How Do You Balance Growth With Capital Preservation?
To help finance professionals balance portfolio growth with capital preservation, we asked experts for their best strategies. From focusing on diversification and risk management to tailoring approaches to a client's life stage, here are the top four insights these leaders shared. These tips come from a President and a Founder, CEO, CFP® among others.
- Focus on Diversification and Risk Management
- Investment Portfolio Serves Financial Plan
- Use a Personalized Bucketing Strategy
- Tailor Approach to Client's Life Stage
Focus on Diversification and Risk Management
I focus on diversification and risk management. I allocate investments across various asset classes to spread risk and use conservative strategies for stable returns. Regularly reviewing and adjusting the portfolio ensures it aligns with both growth objectives and risk tolerance, thereby achieving a balance between maximizing returns and protecting capital.
Investment Portfolio Serves Financial Plan
Our firm specializes in financial planning for young physicians. Our perspective is the investment portfolio's only purpose is to serve the financial plan. The financial plan dictates how much money needs to be preserved by being kept in a high-yield savings or money market fund for big purchases that won't be covered by regular income. In most cases, 90-100% of everything else is invested in stock index funds for growth. The vast majority of these funds are in a 403(b), 401(k), 457(b), or Roth IRA that they can't access without a penalty for decades anyway. If something changes to where they expect to need access to money in a taxable account, we may add municipal bonds to cover expected withdrawals in the next 3-5 years if financing options are less than ideal.
Use a Personalized Bucketing Strategy
Balancing growth and protection within a client's portfolio is critical. Many people assume that once you retire or get to a certain age, growth is no longer important. I disagree, especially in periods of high inflation. Of course, every client's situation is different and should be considered with that in mind.
The first thing we do is look at the client's entire portfolio and their lifestyle needs and goals. We use technology to create a full financial picture.
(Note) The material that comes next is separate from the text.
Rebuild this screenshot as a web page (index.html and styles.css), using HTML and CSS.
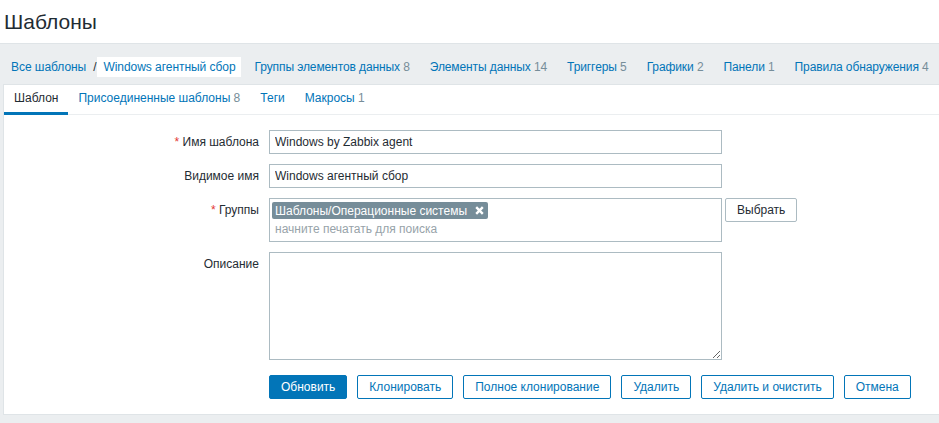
FILE: index.html
```html
<!DOCTYPE html>
<html lang="ru">
<head>
<meta charset="utf-8">
<title>Шаблоны</title>
<link rel="stylesheet" href="styles.css">
</head>
<body>
<header class="page-header">
  <h1>Шаблоны</h1>
</header>
<nav class="object-nav">
  <ul class="breadcrumbs">
    <li><a href="#">Все шаблоны</a></li>
    <li class="sep">/</li>
    <li class="current"><a href="#">Windows агентный сбор</a></li>
  </ul>
  <a class="nav-link" href="#">Группы элементов данных <span class="count">8</span></a>
  <a class="nav-link" href="#">Элементы данных <span class="count">14</span></a>
  <a class="nav-link" href="#">Триггеры <span class="count">5</span></a>
  <a class="nav-link" href="#">Графики <span class="count">2</span></a>
  <a class="nav-link" href="#">Панели <span class="count">1</span></a>
  <a class="nav-link" href="#">Правила обнаружения <span class="count">4</span></a>
</nav>
<main class="panel">
  <ul class="tabs">
    <li class="tab active">Шаблон</li>
    <li class="tab">Присоединенные шаблоны <span class="count">8</span></li>
    <li class="tab">Теги</li>
    <li class="tab">Макросы <span class="count">1</span></li>
  </ul>
  <form class="form">
    <label class="label"><span class="req">*</span> Имя шаблона</label>
    <div class="field"><input class="input" type="text" value="Windows by Zabbix agent"></div>

    <label class="label">Видимое имя</label>
    <div class="field"><input class="input" type="text" value="Windows агентный сбор"></div>

    <label class="label"><span class="req">*</span> Группы</label>
    <div class="field field-row">
      <div class="multiselect">
        <div class="chip">
          <span>Шаблоны/Операционные системы</span>
          <svg class="chip-x" width="9" height="9" viewBox="0 0 9 9"><path d="M1.2 1.2 L7.8 7.8 M7.8 1.2 L1.2 7.8" stroke="#fff" stroke-width="2.4" stroke-linecap="butt"/></svg>
        </div>
        <div class="placeholder">начните печатать для поиска</div>
      </div>
      <button type="button" class="btn btn-grey">Выбрать</button>
    </div>

    <label class="label">Описание</label>
    <div class="field"><textarea class="textarea"></textarea></div>

    <div class="spacer"></div>
    <div class="buttons">
      <button type="button" class="btn btn-primary">Обновить</button>
      <button type="button" class="btn btn-alt">Клонировать</button>
      <button type="button" class="btn btn-alt">Полное клонирование</button>
      <button type="button" class="btn btn-alt">Удалить</button>
      <button type="button" class="btn btn-alt">Удалить и очистить</button>
      <button type="button" class="btn btn-alt">Отмена</button>
    </div>
  </form>
</main>
</body>
</html>
```
FILE: styles.css
```css
* { box-sizing: border-box; }

html, body {
  margin: 0;
  padding: 0;
}

body {
  background: #ebeef0;
  font-family: "Liberation Sans", Arial, sans-serif;
  font-size: 12px;
  color: #1f2c33;
  overflow: hidden;
  width: 939px;
  height: 423px;
}

a { color: #0275b8; text-decoration: none; }

.page-header {
  background: #fff;
  height: 44px;
  border-bottom: 1px solid #dfe4e7;
  padding-left: 4px;
}

.page-header h1 {
  margin: 0;
  font-size: 21px;
  font-weight: normal;
  line-height: 43px;
  color: #1f2c33;
}

.object-nav {
  display: flex;
  align-items: center;
  height: 40px;
  padding: 6px 0 0 11px;
  white-space: nowrap;
}

.breadcrumbs {
  display: flex;
  align-items: center;
  list-style: none;
  margin: 0 4px 0 0;
  padding: 0;
  letter-spacing: -0.05px;
}

.breadcrumbs .sep {
  margin: 0 1px 0 7px;
  color: #1f2c33;
}

.breadcrumbs .current a {
  display: block;
  background: #fff;
  line-height: 20px;
  padding: 0 5px 0 6px;
}

.nav-link {
  margin: 0 10px;
  line-height: 20px;
  letter-spacing: -0.1px;
}

.count { color: #768d99; }

.panel {
  margin-left: 3px;
  background: #fff;
  border: 1px solid #dfe4e7;
  border-right: none;
  height: 331px;
}

.tabs {
  display: flex;
  list-style: none;
  margin: 0;
  padding: 0;
  border-bottom: 1px solid #ebeef0;
}

.tab {
  padding: 0 10px;
  line-height: 27px;
  border-bottom: 3px solid transparent;
  margin-bottom: -1px;
  color: #0275b8;
}

.tab.active {
  color: #1f2c33;
  border-bottom-color: #0275b8;
}

.form {
  display: grid;
  grid-template-columns: 255px 1fr;
  column-gap: 10px;
  row-gap: 10px;
  padding-top: 15px;
  align-items: start;
}

.label {
  text-align: right;
  line-height: 24px;
  color: #1f2c33;
}

.req { color: #e33734; }

.input {
  display: block;
  width: 453px;
  height: 24px;
  border: 1px solid #acbbc2;
  padding: 0 5px;
  font: inherit;
  color: #1f2c33;
  background: #fff;
  outline: none;
}

.field-row {
  display: flex;
  align-items: flex-start;
  gap: 3px;
}

.multiselect {
  width: 453px;
  height: 44px;
  border: 1px solid #acbbc2;
  padding: 3px 2px 0;
}

.chip {
  display: inline-flex;
  align-items: center;
  gap: 8px;
  background: #768d99;
  color: #fff;
  height: 17px;
  padding: 0 4px 0 3px;
  border-radius: 2px;
}

.chip-x { display: block; }

.placeholder {
  color: #97a3a9;
  padding-left: 3px;
  line-height: 21px;
}

.textarea {
  display: block;
  width: 453px;
  height: 108px;
  border: 1px solid #acbbc2;
  font: inherit;
  padding: 4px 5px;
  resize: both;
  outline: none;
}

.spacer { height: 0; }

.buttons {
  display: flex;
  gap: 10px;
  margin-top: 5px;
}

.btn {
  height: 24px;
  padding: 0 11px;
  font: inherit;
  border-radius: 2px;
  cursor: pointer;
  line-height: 22px;
}

.btn-primary {
  background: #0275b8;
  border: 1px solid #0275b8;
  color: #fff;
}

.btn-alt {
  background: #fff;
  border: 1px solid #0275b8;
  color: #0275b8;
}

.btn-grey {
  background: #fff;
  border: 1px solid #acbbc2;
  color: #1f2c33;
}
```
Next, we look at using a bucketing strategy. We break goals down into categories of importance and match appropriate investments to each.
We like to use financial strategies that offer safety and protection for the client's essential expenses. Once we have the protection piece in place, we look to growth opportunities based on the client's needs and risk capacity.
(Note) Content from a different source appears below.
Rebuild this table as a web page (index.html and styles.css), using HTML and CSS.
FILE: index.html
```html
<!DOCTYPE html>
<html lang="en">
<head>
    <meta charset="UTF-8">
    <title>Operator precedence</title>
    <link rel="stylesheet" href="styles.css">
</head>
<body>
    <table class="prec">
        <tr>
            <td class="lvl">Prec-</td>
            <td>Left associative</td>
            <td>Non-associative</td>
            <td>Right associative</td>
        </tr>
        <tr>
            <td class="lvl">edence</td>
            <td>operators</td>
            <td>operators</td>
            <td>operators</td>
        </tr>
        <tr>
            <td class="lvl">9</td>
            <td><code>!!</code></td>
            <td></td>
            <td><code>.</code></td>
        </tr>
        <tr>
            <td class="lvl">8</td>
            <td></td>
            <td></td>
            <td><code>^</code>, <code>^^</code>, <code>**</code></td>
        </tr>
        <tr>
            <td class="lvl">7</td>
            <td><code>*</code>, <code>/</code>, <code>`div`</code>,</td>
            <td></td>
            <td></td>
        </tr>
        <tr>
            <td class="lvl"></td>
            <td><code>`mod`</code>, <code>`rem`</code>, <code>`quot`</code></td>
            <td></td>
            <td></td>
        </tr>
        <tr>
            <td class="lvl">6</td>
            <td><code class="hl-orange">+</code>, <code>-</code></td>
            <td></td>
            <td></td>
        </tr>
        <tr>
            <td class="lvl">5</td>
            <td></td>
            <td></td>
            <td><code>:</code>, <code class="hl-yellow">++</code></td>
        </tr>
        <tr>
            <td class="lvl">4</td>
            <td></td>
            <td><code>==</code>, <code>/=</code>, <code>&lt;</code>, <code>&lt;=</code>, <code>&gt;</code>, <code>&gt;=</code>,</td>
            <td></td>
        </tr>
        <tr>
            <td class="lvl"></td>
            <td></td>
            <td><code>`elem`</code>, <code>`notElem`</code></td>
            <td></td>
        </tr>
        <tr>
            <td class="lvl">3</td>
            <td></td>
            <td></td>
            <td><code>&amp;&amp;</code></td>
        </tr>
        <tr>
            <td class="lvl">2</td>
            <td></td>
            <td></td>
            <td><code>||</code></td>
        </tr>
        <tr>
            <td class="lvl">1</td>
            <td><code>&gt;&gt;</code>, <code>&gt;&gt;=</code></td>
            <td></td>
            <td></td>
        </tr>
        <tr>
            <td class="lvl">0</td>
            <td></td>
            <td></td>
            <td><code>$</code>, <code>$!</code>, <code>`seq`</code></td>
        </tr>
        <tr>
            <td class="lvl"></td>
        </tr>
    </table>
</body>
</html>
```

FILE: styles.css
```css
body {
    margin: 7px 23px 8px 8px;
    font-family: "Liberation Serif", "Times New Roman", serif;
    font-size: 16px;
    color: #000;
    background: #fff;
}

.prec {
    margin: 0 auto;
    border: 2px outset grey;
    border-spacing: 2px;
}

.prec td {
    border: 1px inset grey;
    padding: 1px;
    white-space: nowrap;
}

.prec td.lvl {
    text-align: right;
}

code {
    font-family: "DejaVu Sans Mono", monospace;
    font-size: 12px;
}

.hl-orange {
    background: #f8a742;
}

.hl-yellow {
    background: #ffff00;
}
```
We take a personalized approach when creating portfolios for our clients. Striking the right balance between growth and protection is essential for a successful financial plan.
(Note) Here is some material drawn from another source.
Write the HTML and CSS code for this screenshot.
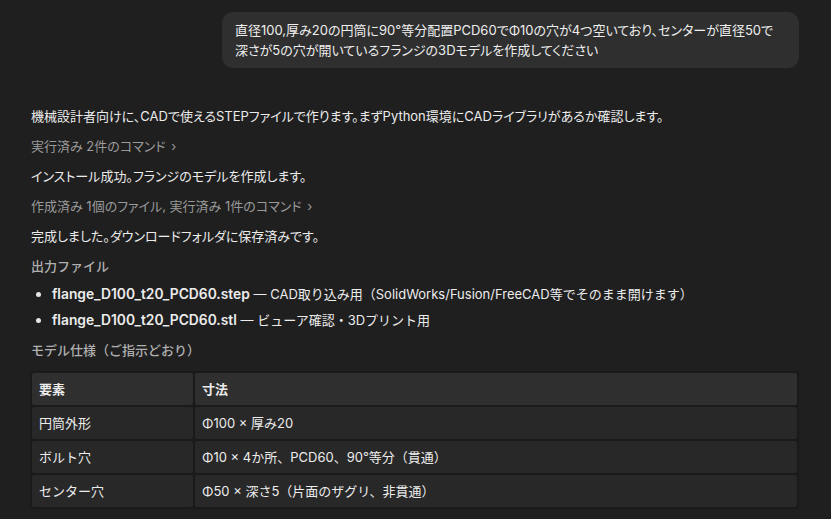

Tailor Approach to Client's Life Stage
I believe in taking a tailored approach. There’s no one-size-fits-all solution because each client’s circumstances, goals, and risk tolerance are unique. What I’ve found effective is framing our strategy in the context of the client’s life stage and financial objectives.
For younger clients or those with a longer time horizon, we might lean more heavily toward growth. This might involve a higher allocation to equities, particularly in sectors poised for long-term expansion. However, I’m always mindful of incorporating elements of capital preservation, even in aggressive-growth portfolios. It’s about layering in safeguards—like diversification across asset classes and geographies—to mitigate risk while still allowing for substantial growth potential.
For clients nearing retirement or with shorter time horizons, the focus naturally shifts more toward preservation. Here, I favor investments with lower volatility, like fixed income or dividend-paying stocks, which offer stability and some level of income. However, I’m not a fan of entirely forgoing growth opportunities, even for conservative portfolios. A measured approach can still include growth assets, just at a smaller scale, ensuring the portfolio continues to outpace inflation without taking on excessive risk.
At the end of the day, it’s about continuous monitoring and rebalancing. Financial markets are dynamic, and so too must be our approach to portfolio management. By regularly reviewing the portfolio’s performance and making adjustments as needed, we can ensure it remains aligned with both the client’s growth ambitions and their need for capital preservation.